I am not one of those people. I have no desire to understand anything better about this book or film, including why other people are obsessed with it. I agree with another blogger, who wrote, “Why is the Christian populous even thinking about it? Why do they even know what [‘Nifty Blades of Hay’] is? Why do Christian leaders even have to tell us not to watch it—shouldn’t it be obvious?” But Paul’s argument is that if Plugged In is to live up to its mission statement of “shining a light on the world of popular entertainment,” then they have to say something about everything popular, no matter how vile. This includes not only movies but TV shows and music as well.

I have to say, it’s a job I don’t envy. And on the whole, I’ve been pleased with how Plugged In handles deeply problematic cultural trends. I can see how they could be a particularly valuable aid to Christian parents who are sending their kids to public school. Unfortunately, many Christian kids are still picking up vile things by osmosis from their friends and from the surrounding culture, and disengaged parents will only perpetuate the disaster. I’m saying this as someone who grew up in a very sheltered atmosphere where tools like Plugged In were unnecessary. Just because my own parents never needed it doesn’t mean other parents don’t. So I want to begin by sincerely applauding Plugged In’s work. What’s more, I applaud their view of it as an unpleasant job that somebody has to do. There is a subset of Christianity, which I shall dub “hipster Christianity,” that views outlets like Plugged In with contempt. The idea of parsing out inappropriate content and giving numerical estimates of swear words is just laughable to them. Not to me. I respect what reviewers like Paul Asay do, and I understand that his motivation is not an arrogant one.

And yet, here he is, coming under fire from Plugged In’s own readers. The question is, if even one person reads Paul’s review and makes a wiser choice, does that make it worth sending Paul to see and review this movie? As a matter of fact, they’ve already received a thank-you note from a woman who sent the review to a (married, Christian) friend, persuading her not to go see it with some unsaved friends. My takeaway from this is that many people think a lot less about watching movies than I do. Again, I did not grow up in an atmosphere where it was taken for granted that one sometimes just goes off to “see a movie” with friends, without caring too much about what the movie is. Yet apparently, this married, Christian woman was prepared to do just that until the Plugged In reader pointed her to this review. I find this mind-boggling, but there it is.

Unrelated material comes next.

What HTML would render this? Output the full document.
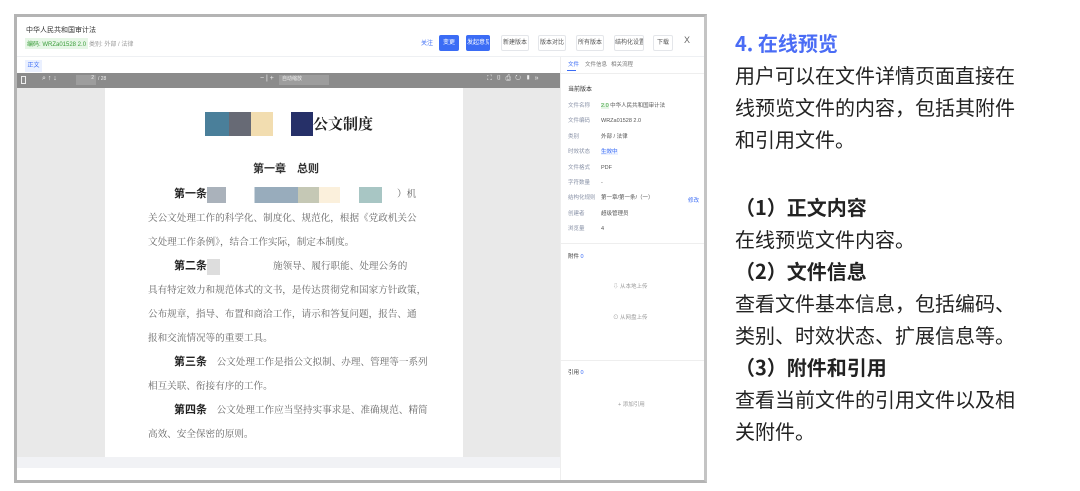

Still, I truly am sorry that Paul felt compelled to see this movie. Ultimately, I don’t believe it was his duty to do so, and I find his reasoning to be very flawed. In the post linked above, he calls himself a “watchman on the wall” and compares his work to the work of missionaries. This is a terrible analogy. Missionaries bring light where other people can’t or won’t go. The people they minister to may not hear it from anyone else. But when it comes to the latest pop culture phenomenon, we can learn far more than we ever wanted to know about it with a simple Google search. I mean shoot, even Dave Barry has a column about how awful the book is (which actually manages to be rather funny, in its inimitable Dave Barry way, but should also make it abundantly obvious that this thing is garbage). Focus on the Family is not personally responsible for the souls of people who are mindlessly consuming pop culture because all their friends are doing it. I can understand their desire to shine a light on pop culture, but when it comes to something that is this bad for your soul, a simple “We’re staying far away, and you should too” can and should suffice.

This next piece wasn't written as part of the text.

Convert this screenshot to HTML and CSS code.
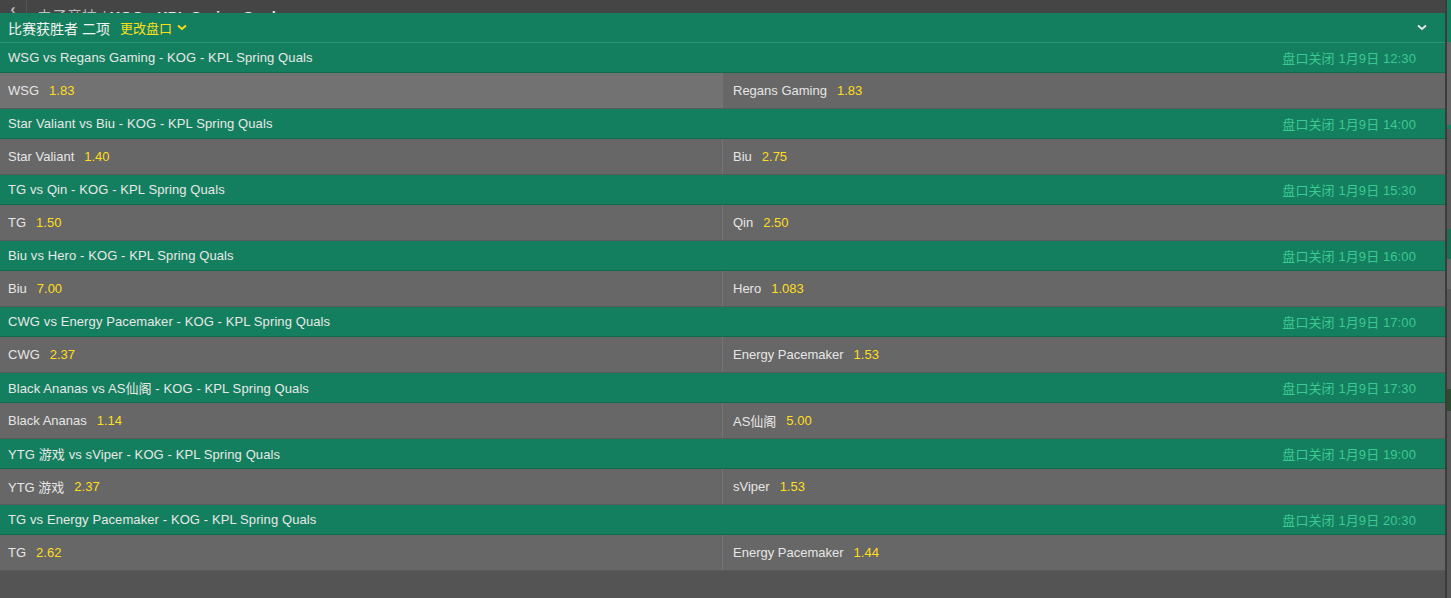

I am also perplexed by a follow-up post Paul wrote on his personal Patheos spot, where he said that watching the film caused him to feel compassion for the lost souls of the two main characters. He writes that instead of replaying the most lurid, abusive scenes in his mind on the way home, he was thinking about the characters’ general emotional brokenness. While he hastens to add that this doesn’t come close to redeeming the movie, or making him glad he saw it, he argues that he still needed to watch it all the way through to bring out that point in his review. And he hopes that maybe “someone feeling pretty broken himself” will find the review and benefit from it, somehow.

That’s a pretty nebulous hope to be setting against the concrete fact that a Christian movie reviewer just added an essentially p*rnographic movie to the furniture of his mind. And in fact, while he says he wasn’t thinking about the most lurid scenes, the scene he chooses in that post to showcase the characters’ “brokenness” is still incredibly disturbing and quite frankly not worth thinking about at all. I think Asay is partly justifying his choice to himself with the reasoning that he’s strong enough in his faith, marriage, etc. to withstand it spiritually, so the sacrifice is worth it to help someone who might be on spiritually shakier ground. But I regard the darkening of his mind as an evil and a tragedy in itself, even if it doesn’t throw his eternal destination into question.

I’m not going to join the chorus of people saying that Paul Asay is going to Hell for reviewing this movie, or that Focus on the Family is jumping the shark. And the fact that at least one person was aided by the review is both alarming and encouraging. But I’m still very disappointed by this decision. I’m glad somebody is out there going through the culture’s junk for parents and other people looking for streamlined guidance… to a point. Beyond that point, I don’t think any Christian has an obligation to go. In fact, I would say they have an obligation not to. And if there is someone out there so monumentally clueless that they need a Plugged In review to stop them from seeing something like this, that is their problem, not Plugged In’s.